Months ago, I posted a letter on my social media illustrating my frustration upon seeing so many friends’ and strangers’ social media posts ignoring social distancing measures. This hurt, because all I was thinking about was isolating myself. I had about 40 other teenagers, most strangers, write to me, thanking me for my words and telling me how they had finally felt less alone. Due to the response, I decided to start a support group for immunocompromised college students to collectively support each other including many students from my chapter. It gave us the space to vent about school policies, treatment by the people closest to us, and how everyone is handling COVID-19. But it’s turned into so much more. We support each other. We understand each other.

Through this group, I, along with my friend Sam (who also has type 1 diabetes) started looking at the policies that universities in Virginia were putting into effect and how these policies impacted students with disabilities. We found that most policies were exclusionary and forced students to drop out of most of their previously planned classes if they were not able to return to campus in the fall. We shouldn’t have to change our graduation timelines or our carefully crafted class schedules just because we have a disability that makes it dangerous to return to campus in a pandemic.

Now, we have been gaining media attention to this cause. Last week, USA Today​ published a piece on the challenges that immunocompromised college students face, and we are now talking with other major media outlets. This has given us a bigger opportunity to have our concerns heard.

This pandemic, as terrible as it has been, has given me a voice and a community. It has opened my eyes to the issues that face the disability community and has given me a purpose. I have met people (virtually, of course) with all types of disabilities and who have stories both similar to and completely different from mine.

I know now that this is what I want to do for the rest of my life. I want to be a voice for those that are normally pushed aside to a small department in a university.

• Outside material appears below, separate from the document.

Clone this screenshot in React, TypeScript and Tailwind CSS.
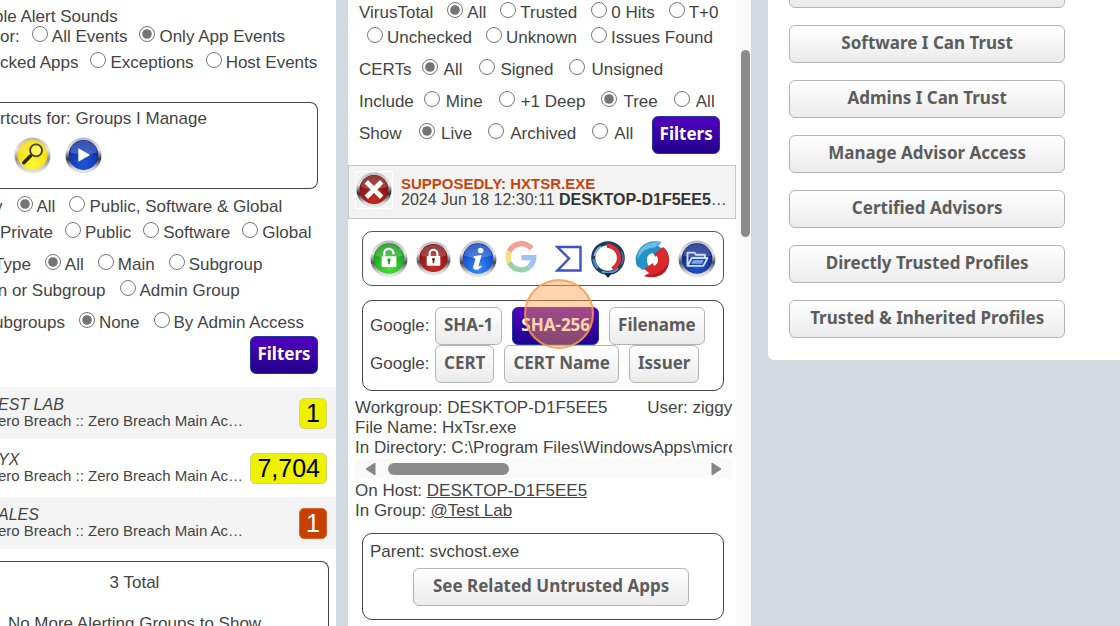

“I want to be a voice for those that are normally pushed aside to a small department in a university. I also understand even more the power, and necessity, of youth voice.”

I also understand even more the power, and necessity, of youth voice. As individuals with diabetes, we have a perspective that makes us important and powerful in the community. We have experiences with the faults of the healthcare system and understand what it means to be on the outside of a system that is supposedly designed to help us. This is power in today’s society.

Activism starts with accepting who you are. I spent way too much of my youth trying to run from that. When I finally accepted that my disabilities help define who I am, I gained belonging. For the first time, people understood who I really was. Having multiple chronic illnesses is not all​ ​I am, but it has shaped how I look at the world and interact with the people around me.

The world is not built for people with disabilities. This pandemic has exposed parts of our society that we have already been aware of and those we haven’t, and in doing so, it has given us a gift. It has allowed us to come together with shared experiences of chronic illness. Able-bodied people now have a sense of what it means to be concerned about your health and well being every single day. Moving ahead, I look forward to working with others in channeling this new-found compassion into action and substantive change.